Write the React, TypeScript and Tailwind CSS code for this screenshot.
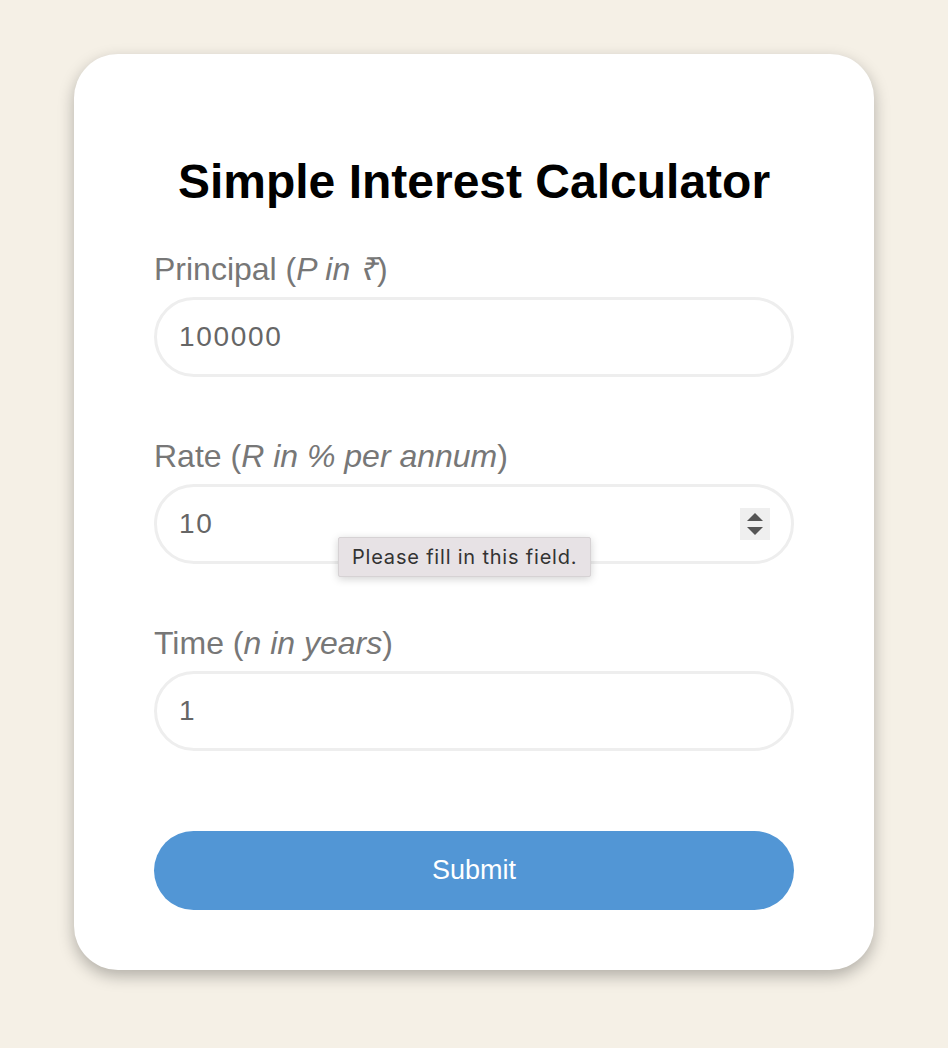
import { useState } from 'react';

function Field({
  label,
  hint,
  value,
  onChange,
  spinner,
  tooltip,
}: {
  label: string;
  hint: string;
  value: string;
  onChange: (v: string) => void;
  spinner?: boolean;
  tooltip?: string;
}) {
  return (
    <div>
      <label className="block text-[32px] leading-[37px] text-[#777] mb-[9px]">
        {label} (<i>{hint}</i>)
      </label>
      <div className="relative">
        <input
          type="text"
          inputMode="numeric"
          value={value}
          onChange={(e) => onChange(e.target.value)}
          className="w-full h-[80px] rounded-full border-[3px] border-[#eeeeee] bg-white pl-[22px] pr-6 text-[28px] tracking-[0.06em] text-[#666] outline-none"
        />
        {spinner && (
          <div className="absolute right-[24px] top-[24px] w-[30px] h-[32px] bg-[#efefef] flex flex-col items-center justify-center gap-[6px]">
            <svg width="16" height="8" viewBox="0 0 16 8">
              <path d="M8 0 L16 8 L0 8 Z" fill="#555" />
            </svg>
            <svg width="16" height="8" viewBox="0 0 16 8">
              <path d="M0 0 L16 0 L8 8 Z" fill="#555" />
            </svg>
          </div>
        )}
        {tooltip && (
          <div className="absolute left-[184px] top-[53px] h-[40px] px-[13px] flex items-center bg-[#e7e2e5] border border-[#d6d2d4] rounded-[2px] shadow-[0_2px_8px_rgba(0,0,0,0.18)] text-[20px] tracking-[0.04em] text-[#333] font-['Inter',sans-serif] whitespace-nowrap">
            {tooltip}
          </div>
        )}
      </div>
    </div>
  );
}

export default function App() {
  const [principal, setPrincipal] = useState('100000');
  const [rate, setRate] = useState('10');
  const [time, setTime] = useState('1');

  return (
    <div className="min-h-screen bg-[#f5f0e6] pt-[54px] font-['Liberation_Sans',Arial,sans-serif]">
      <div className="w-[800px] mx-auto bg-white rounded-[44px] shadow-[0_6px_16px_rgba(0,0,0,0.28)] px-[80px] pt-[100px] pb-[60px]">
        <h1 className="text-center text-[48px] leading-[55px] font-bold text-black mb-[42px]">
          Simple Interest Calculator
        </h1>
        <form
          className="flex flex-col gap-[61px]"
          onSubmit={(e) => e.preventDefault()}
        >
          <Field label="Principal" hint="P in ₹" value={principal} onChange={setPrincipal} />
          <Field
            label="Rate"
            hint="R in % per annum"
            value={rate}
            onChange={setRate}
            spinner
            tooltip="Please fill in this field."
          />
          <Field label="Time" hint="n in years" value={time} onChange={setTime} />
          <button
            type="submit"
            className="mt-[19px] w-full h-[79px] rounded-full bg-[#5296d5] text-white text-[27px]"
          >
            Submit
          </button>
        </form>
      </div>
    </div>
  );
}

Task instructions — Copy out the lines that hold "this".

Reply to the task —
Write the React, TypeScript and Tailwind CSS code for this screenshot.
            tooltip="Please fill in this field."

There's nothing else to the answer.